Finally, at 46 years old, he won his sixth Masters, the 18th major championship of his glorious career. It was that final chapter that pushed Nicklaus’ major championship record to where no one will reach it for a very long time.

If he had retired at 40, he would have finished with 15 major championships — just one more than Tiger Woods has right now.


Tiger Woods turns 40 Wednesday, and he’s ranked 416th in the world, and he does not know when he will pick up a golf club again. His body has betrayed him again and again over the last few years. The countless violent swings have taken their toll.

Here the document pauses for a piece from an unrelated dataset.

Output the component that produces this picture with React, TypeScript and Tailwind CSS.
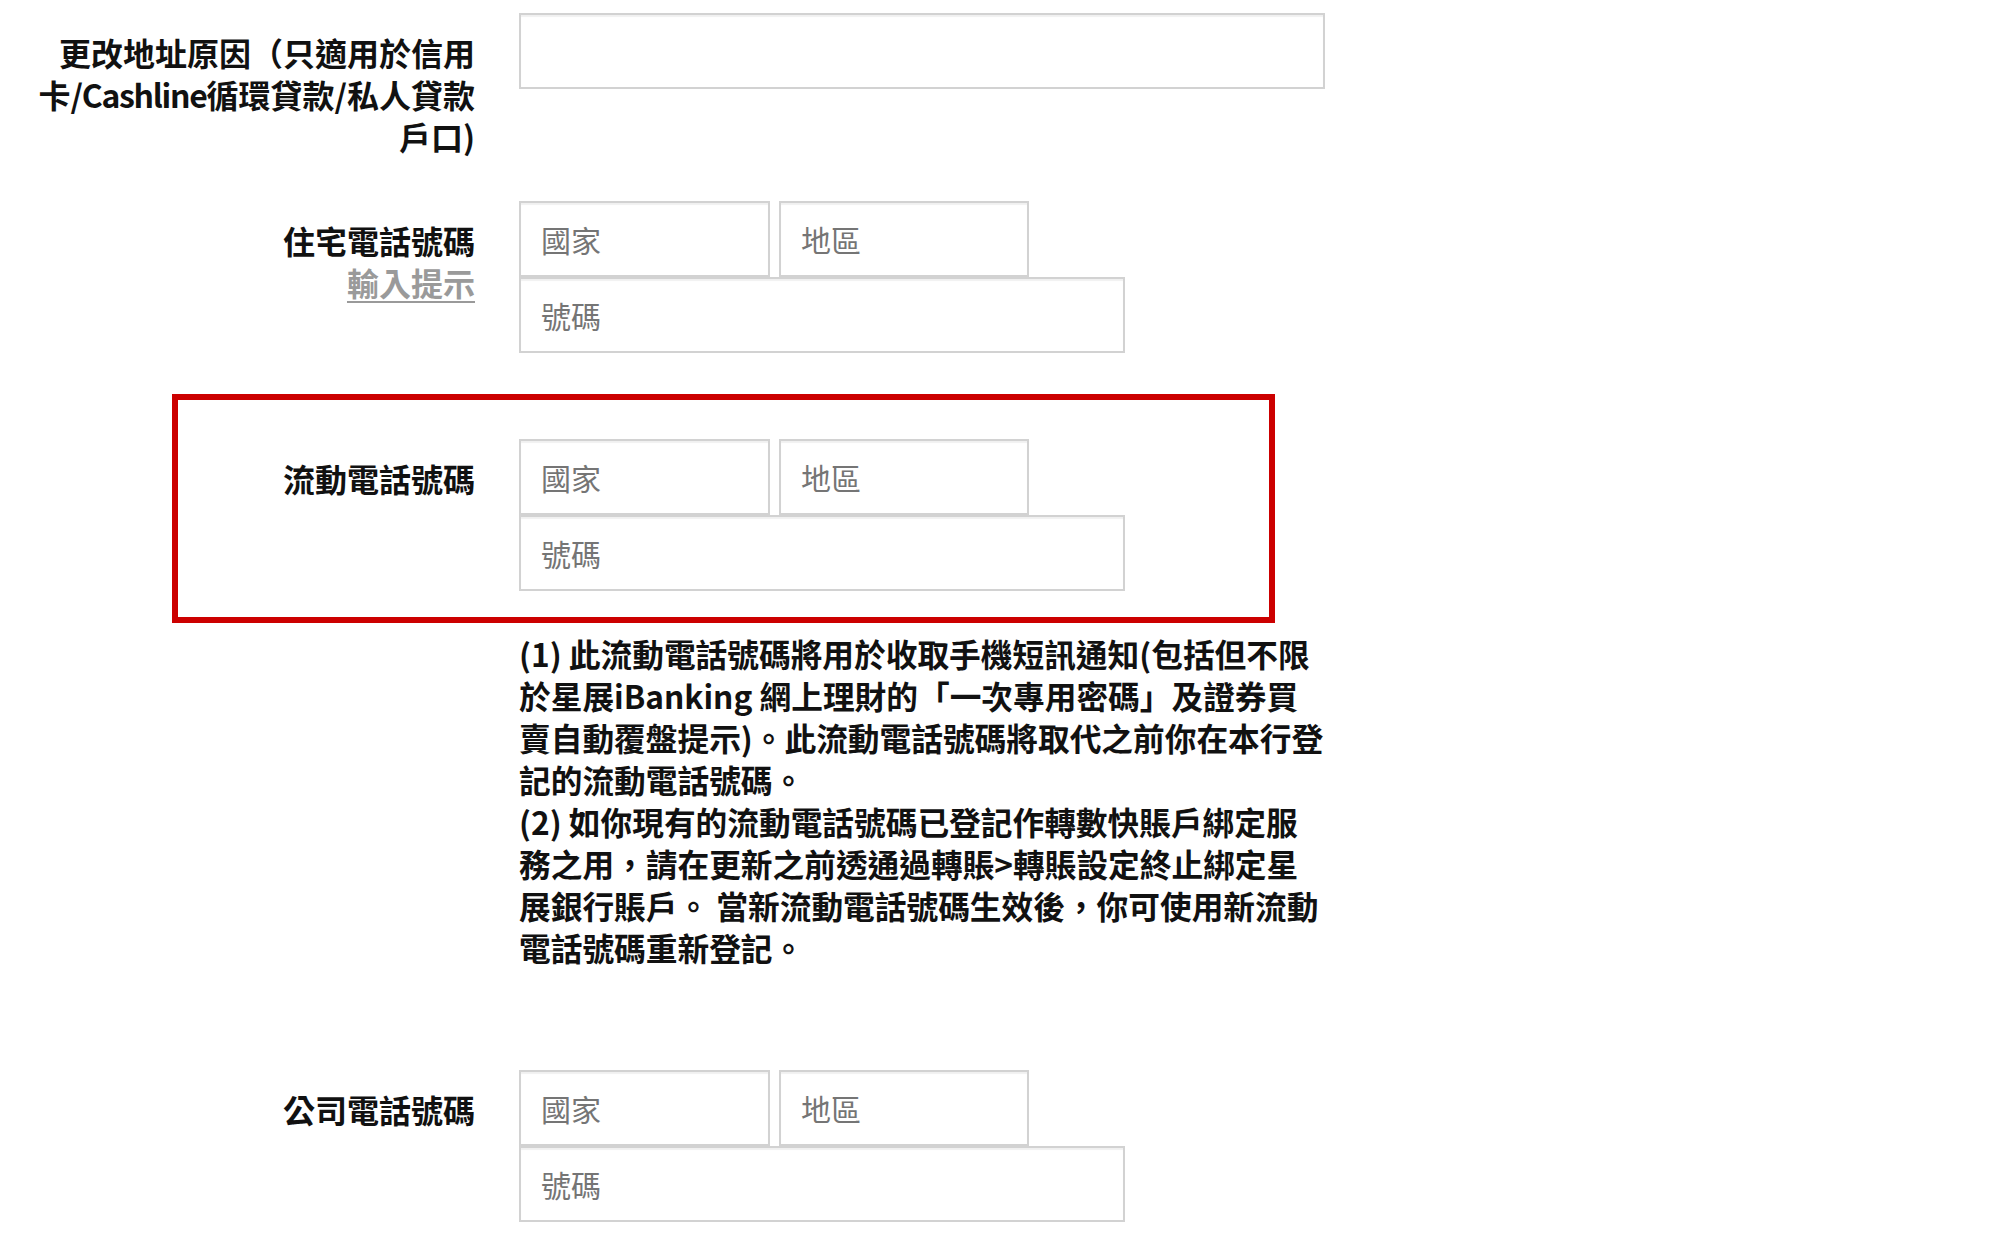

Nobody, not even Tiger Woods, knows if he will come back, when he will come back or how well he will come back. It’s all in limbo. Woods is in that awkward time when it is too soon to write the requiem for his career, but it is too late to be especially hopeful about the future. He faces daunting odds.

But he is Tiger Woods. And with Woods, it is hard to let go of the brilliant past — it feels so close. It feels like just yesterday that Woods played such sublime golf that everyone else just faded into the background. It’s hard to believe that golf is gone forever.

Woods’ challenge is much greater than Nicklaus’ was. Woods has to get healthy before he can even try to formulate a swing for his age. Then, if that even happens, he has to find the drive to build his game again. Can he find it? He has young children. He has money. He has glory. He has his place in golf history.

“Did you really think about retiring before you turned 40?” I asked Jack Nicklaus.

“Absolutely,” he said. “I knew how hard it would be to come back. I could have retired and been very happy.”

Then he paused for a minute.

“But,” he finally said, “I’m glad I didn’t.”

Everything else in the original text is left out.